Stated problem:
Give back every line exactly as it appears, pictures excluded.

Supplied information:
====

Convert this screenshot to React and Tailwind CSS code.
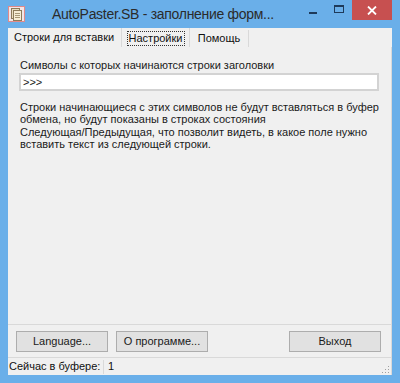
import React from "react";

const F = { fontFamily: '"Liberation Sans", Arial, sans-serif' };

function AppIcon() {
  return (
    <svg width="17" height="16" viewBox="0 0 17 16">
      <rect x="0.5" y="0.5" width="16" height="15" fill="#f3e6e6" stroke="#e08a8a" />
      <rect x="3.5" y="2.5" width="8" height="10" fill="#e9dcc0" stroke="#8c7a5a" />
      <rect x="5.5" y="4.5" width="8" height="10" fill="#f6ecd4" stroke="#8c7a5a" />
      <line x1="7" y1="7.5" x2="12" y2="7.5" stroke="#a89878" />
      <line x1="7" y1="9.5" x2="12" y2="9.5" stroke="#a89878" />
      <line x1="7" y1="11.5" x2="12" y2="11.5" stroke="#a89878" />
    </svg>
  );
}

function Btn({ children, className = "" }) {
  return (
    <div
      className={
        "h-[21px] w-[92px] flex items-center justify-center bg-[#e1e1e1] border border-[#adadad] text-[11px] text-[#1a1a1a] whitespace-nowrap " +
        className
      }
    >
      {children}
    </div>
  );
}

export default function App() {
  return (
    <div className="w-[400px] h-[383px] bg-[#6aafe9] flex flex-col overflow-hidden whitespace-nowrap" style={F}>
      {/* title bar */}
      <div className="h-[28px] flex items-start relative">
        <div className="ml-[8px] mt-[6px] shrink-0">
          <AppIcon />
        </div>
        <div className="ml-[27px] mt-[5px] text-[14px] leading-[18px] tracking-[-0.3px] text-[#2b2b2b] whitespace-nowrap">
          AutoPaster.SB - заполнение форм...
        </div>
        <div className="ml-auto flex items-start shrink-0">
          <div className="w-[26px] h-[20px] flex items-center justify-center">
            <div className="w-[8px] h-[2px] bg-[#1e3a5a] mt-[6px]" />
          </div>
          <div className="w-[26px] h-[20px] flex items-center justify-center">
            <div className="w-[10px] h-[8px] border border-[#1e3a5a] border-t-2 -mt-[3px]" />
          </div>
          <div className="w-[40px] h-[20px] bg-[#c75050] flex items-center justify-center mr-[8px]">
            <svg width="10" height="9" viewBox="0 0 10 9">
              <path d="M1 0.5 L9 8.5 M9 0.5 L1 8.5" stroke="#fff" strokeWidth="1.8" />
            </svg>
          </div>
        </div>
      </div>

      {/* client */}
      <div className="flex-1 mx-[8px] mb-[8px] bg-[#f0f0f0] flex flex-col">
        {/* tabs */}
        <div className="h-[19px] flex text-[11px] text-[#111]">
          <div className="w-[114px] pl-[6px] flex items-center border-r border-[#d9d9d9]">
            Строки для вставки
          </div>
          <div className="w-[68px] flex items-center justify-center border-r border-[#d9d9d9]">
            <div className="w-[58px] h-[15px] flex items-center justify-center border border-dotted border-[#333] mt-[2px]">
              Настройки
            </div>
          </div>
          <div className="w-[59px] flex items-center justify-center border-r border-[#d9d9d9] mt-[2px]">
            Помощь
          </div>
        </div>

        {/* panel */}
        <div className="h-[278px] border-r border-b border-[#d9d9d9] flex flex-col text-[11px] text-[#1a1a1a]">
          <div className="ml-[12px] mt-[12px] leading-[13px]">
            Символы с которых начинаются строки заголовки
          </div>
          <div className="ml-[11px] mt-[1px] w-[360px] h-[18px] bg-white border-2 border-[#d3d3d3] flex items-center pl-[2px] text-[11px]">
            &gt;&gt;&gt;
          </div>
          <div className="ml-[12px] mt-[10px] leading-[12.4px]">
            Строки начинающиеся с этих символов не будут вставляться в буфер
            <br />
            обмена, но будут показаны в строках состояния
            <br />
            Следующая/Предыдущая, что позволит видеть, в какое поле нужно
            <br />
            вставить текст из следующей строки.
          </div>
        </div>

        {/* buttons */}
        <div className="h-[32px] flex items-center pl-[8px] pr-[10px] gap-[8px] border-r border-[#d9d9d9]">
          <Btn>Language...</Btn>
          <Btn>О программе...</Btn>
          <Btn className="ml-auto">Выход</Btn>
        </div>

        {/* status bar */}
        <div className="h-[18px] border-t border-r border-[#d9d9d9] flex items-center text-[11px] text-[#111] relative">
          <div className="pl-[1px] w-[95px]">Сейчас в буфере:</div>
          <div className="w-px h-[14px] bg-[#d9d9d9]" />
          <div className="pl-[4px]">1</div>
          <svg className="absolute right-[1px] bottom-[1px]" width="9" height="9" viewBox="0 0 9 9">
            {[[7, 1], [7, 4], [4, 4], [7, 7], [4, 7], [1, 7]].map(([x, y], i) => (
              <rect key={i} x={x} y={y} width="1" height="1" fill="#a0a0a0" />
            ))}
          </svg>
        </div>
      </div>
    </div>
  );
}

====

Solution to the problem:
Convert this screenshot to React and Tailwind CSS code.
import React from "react";

const F = { fontFamily: '"Liberation Sans", Arial, sans-serif' };

function AppIcon() {
  return (
    <svg width="17" height="16" viewBox="0 0 17 16">
      <rect x="0.5" y="0.5" width="16" height="15" fill="#f3e6e6" stroke="#e08a8a" />
      <rect x="3.5" y="2.5" width="8" height="10" fill="#e9dcc0" stroke="#8c7a5a" />
      <rect x="5.5" y="4.5" width="8" height="10" fill="#f6ecd4" stroke="#8c7a5a" />
      <line x1="7" y1="7.5" x2="12" y2="7.5" stroke="#a89878" />
      <line x1="7" y1="9.5" x2="12" y2="9.5" stroke="#a89878" />
      <line x1="7" y1="11.5" x2="12" y2="11.5" stroke="#a89878" />
    </svg>
  );
}

function Btn({ children, className = "" }) {
  return (
    <div
      className={
        "h-[21px] w-[92px] flex items-center justify-center bg-[#e1e1e1] border border-[#adadad] text-[11px] text-[#1a1a1a] whitespace-nowrap " +
        className
      }
    >
      {children}
    </div>
  );
}

export default function App() {
  return (
    <div className="w-[400px] h-[383px] bg-[#6aafe9] flex flex-col overflow-hidden whitespace-nowrap" style={F}>
      {/* title bar */}
      <div className="h-[28px] flex items-start relative">
        <div className="ml-[8px] mt-[6px] shrink-0">
          <AppIcon />
        </div>
        <div className="ml-[27px] mt-[5px] text-[14px] leading-[18px] tracking-[-0.3px] text-[#2b2b2b] whitespace-nowrap">
          AutoPaster.SB - заполнение форм...
        </div>
        <div className="ml-auto flex items-start shrink-0">
          <div className="w-[26px] h-[20px] flex items-center justify-center">
            <div className="w-[8px] h-[2px] bg-[#1e3a5a] mt-[6px]" />
          </div>
          <div className="w-[26px] h-[20px] flex items-center justify-center">
            <div className="w-[10px] h-[8px] border border-[#1e3a5a] border-t-2 -mt-[3px]" />
          </div>
          <div className="w-[40px] h-[20px] bg-[#c75050] flex items-center justify-center mr-[8px]">
            <svg width="10" height="9" viewBox="0 0 10 9">
              <path d="M1 0.5 L9 8.5 M9 0.5 L1 8.5" stroke="#fff" strokeWidth="1.8" />
            </svg>
          </div>
        </div>
      </div>

      {/* client */}
      <div className="flex-1 mx-[8px] mb-[8px] bg-[#f0f0f0] flex flex-col">
        {/* tabs */}
        <div className="h-[19px] flex text-[11px] text-[#111]">
          <div className="w-[114px] pl-[6px] flex items-center border-r border-[#d9d9d9]">
            Строки для вставки
          </div>
          <div className="w-[68px] flex items-center justify-center border-r border-[#d9d9d9]">
            <div className="w-[58px] h-[15px] flex items-center justify-center border border-dotted border-[#333] mt-[2px]">
              Настройки
            </div>
          </div>
          <div className="w-[59px] flex items-center justify-center border-r border-[#d9d9d9] mt-[2px]">
            Помощь
          </div>
        </div>

        {/* panel */}
        <div className="h-[278px] border-r border-b border-[#d9d9d9] flex flex-col text-[11px] text-[#1a1a1a]">
          <div className="ml-[12px] mt-[12px] leading-[13px]">
            Символы с которых начинаются строки заголовки
          </div>
          <div className="ml-[11px] mt-[1px] w-[360px] h-[18px] bg-white border-2 border-[#d3d3d3] flex items-center pl-[2px] text-[11px]">
            &gt;&gt;&gt;
          </div>
          <div className="ml-[12px] mt-[10px] leading-[12.4px]">
            Строки начинающиеся с этих символов не будут вставляться в буфер
            <br />
            обмена, но будут показаны в строках состояния
            <br />
            Следующая/Предыдущая, что позволит видеть, в какое поле нужно
            <br />
            вставить текст из следующей строки.
          </div>
        </div>

        {/* buttons */}
        <div className="h-[32px] flex items-center pl-[8px] pr-[10px] gap-[8px] border-r border-[#d9d9d9]">
          <Btn>Language...</Btn>
          <Btn>О программе...</Btn>
          <Btn className="ml-auto">Выход</Btn>
        </div>

        {/* status bar */}
        <div className="h-[18px] border-t border-r border-[#d9d9d9] flex items-center text-[11px] text-[#111] relative">
          <div className="pl-[1px] w-[95px]">Сейчас в буфере:</div>
          <div className="w-px h-[14px] bg-[#d9d9d9]" />
          <div className="pl-[4px]">1</div>
          <svg className="absolute right-[1px] bottom-[1px]" width="9" height="9" viewBox="0 0 9 9">
            {[[7, 1], [7, 4], [4, 4], [7, 7], [4, 7], [1, 7]].map(([x, y], i) => (
              <rect key={i} x={x} y={y} width="1" height="1" fill="#a0a0a0" />
            ))}
          </svg>
        </div>
      </div>
    </div>
  );
}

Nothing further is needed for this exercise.